## Aim
Copy each line below in which the string "components" occurs.

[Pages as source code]

.....

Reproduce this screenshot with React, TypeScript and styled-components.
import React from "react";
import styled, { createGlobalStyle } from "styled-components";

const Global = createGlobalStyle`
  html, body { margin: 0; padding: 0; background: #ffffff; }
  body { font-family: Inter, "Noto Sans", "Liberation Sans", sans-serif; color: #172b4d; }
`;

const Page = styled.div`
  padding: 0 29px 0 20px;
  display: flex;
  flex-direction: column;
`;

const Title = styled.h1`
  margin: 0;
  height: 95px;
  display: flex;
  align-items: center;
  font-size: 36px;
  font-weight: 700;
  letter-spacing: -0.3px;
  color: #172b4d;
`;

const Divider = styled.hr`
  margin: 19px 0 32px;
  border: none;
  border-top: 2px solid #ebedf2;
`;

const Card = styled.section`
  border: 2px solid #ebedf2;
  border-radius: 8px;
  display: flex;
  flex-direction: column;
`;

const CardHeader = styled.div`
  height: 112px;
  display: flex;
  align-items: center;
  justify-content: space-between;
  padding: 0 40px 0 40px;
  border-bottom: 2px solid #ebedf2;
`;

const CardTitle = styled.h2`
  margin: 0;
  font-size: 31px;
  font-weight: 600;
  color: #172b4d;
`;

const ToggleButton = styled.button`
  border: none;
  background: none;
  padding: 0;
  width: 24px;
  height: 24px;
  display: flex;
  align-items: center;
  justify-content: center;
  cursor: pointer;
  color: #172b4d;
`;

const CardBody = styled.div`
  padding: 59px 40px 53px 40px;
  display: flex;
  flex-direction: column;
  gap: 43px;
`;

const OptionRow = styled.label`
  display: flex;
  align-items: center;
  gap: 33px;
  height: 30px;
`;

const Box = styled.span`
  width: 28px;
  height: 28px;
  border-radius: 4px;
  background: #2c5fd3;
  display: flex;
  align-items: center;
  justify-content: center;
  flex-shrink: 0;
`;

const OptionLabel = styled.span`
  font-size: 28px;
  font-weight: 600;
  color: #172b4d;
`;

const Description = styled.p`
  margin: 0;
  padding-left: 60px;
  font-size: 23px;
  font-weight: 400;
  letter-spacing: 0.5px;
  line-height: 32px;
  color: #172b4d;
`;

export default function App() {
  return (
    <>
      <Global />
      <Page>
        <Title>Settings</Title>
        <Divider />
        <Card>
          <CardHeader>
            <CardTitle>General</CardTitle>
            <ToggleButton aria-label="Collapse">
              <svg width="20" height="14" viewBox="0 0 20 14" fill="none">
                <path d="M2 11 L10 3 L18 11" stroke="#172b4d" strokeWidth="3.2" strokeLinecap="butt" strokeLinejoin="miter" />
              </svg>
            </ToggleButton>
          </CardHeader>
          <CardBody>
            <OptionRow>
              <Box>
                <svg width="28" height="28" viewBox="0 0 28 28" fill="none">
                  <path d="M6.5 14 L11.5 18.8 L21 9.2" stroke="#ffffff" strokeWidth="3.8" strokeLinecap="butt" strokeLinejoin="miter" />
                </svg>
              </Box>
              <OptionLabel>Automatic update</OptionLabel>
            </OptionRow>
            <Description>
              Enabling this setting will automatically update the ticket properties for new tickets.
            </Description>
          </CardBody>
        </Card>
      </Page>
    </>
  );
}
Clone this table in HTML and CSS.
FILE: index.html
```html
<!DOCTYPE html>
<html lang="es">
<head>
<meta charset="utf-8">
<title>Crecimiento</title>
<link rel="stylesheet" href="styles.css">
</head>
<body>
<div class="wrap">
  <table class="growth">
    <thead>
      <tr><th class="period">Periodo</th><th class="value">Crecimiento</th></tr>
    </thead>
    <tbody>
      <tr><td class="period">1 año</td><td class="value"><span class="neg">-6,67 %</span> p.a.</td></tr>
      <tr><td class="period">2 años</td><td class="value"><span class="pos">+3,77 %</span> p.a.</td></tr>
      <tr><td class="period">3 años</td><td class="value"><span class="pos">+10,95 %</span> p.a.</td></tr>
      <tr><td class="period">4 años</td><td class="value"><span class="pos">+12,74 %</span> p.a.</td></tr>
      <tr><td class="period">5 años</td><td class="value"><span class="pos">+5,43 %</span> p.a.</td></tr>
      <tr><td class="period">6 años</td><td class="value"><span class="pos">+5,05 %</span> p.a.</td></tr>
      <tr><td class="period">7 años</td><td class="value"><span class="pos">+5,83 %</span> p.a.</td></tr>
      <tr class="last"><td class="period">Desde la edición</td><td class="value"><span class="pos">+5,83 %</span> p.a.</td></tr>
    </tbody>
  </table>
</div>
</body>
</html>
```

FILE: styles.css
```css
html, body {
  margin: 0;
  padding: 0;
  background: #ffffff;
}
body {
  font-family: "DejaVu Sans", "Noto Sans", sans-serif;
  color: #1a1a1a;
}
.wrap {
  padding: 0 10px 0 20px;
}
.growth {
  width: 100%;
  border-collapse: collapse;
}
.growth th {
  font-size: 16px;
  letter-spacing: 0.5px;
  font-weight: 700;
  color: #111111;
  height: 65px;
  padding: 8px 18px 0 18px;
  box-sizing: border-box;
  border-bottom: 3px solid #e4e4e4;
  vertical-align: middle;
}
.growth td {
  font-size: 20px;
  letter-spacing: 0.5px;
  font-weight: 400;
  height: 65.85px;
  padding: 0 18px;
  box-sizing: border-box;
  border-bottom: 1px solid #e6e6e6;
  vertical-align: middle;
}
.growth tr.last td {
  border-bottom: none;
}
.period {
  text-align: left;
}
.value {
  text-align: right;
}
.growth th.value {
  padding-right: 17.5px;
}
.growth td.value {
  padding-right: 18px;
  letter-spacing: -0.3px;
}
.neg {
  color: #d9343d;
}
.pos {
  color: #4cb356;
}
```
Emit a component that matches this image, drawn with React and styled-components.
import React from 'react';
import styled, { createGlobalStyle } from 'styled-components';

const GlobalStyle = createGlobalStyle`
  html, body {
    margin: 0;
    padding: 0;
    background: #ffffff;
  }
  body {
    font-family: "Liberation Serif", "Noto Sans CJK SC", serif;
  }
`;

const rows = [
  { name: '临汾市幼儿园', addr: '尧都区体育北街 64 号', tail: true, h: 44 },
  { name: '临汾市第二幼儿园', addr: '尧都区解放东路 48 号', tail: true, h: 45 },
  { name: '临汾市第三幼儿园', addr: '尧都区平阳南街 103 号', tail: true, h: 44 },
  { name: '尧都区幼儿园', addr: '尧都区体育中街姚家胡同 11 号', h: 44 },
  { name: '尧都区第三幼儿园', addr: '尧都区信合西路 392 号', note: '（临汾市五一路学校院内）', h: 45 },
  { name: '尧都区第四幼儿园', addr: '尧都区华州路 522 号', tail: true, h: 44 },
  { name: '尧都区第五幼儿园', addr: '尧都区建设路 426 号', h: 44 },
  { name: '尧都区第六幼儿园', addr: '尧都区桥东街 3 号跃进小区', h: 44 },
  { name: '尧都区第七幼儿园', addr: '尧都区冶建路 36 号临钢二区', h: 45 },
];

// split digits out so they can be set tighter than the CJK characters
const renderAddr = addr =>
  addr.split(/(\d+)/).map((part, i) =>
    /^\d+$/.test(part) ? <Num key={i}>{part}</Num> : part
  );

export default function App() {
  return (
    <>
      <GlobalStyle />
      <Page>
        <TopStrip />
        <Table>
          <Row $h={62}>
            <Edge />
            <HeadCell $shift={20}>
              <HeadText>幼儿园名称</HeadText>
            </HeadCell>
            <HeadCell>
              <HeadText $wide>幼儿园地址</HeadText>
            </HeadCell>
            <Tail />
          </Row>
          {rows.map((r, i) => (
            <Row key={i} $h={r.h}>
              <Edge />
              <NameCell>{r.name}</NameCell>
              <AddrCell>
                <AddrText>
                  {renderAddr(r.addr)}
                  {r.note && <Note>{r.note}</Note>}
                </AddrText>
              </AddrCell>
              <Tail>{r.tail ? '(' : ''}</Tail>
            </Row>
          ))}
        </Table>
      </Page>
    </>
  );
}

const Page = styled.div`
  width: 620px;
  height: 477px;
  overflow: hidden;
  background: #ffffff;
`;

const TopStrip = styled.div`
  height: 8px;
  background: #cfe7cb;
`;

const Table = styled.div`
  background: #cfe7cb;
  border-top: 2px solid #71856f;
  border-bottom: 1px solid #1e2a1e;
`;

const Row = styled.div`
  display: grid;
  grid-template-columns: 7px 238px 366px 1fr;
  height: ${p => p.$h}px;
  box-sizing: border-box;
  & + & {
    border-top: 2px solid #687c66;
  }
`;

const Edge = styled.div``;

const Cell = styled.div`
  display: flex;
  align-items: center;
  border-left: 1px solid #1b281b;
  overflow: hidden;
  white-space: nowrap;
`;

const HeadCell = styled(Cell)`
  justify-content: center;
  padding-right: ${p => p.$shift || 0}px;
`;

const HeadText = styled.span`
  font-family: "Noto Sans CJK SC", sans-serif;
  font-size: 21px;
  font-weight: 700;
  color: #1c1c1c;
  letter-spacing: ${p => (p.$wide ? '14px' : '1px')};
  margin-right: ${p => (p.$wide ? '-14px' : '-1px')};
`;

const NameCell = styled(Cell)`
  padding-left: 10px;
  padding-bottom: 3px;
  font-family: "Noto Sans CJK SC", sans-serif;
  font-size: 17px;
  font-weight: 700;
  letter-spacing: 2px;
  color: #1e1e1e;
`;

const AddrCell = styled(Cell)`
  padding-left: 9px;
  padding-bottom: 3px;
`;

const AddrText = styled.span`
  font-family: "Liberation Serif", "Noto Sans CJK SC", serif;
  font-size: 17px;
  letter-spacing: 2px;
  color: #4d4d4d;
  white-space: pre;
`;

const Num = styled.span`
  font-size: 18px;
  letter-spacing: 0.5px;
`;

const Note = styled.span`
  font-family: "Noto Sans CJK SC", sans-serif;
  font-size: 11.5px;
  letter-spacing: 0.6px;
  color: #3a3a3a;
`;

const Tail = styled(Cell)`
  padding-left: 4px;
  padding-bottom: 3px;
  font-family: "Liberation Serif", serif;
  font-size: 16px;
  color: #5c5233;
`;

.....

## Solution below
Reproduce this screenshot with React, TypeScript and styled-components.
import styled, { createGlobalStyle } from "styled-components";
Emit a component that matches this image, drawn with React and styled-components.
import styled, { createGlobalStyle } from 'styled-components';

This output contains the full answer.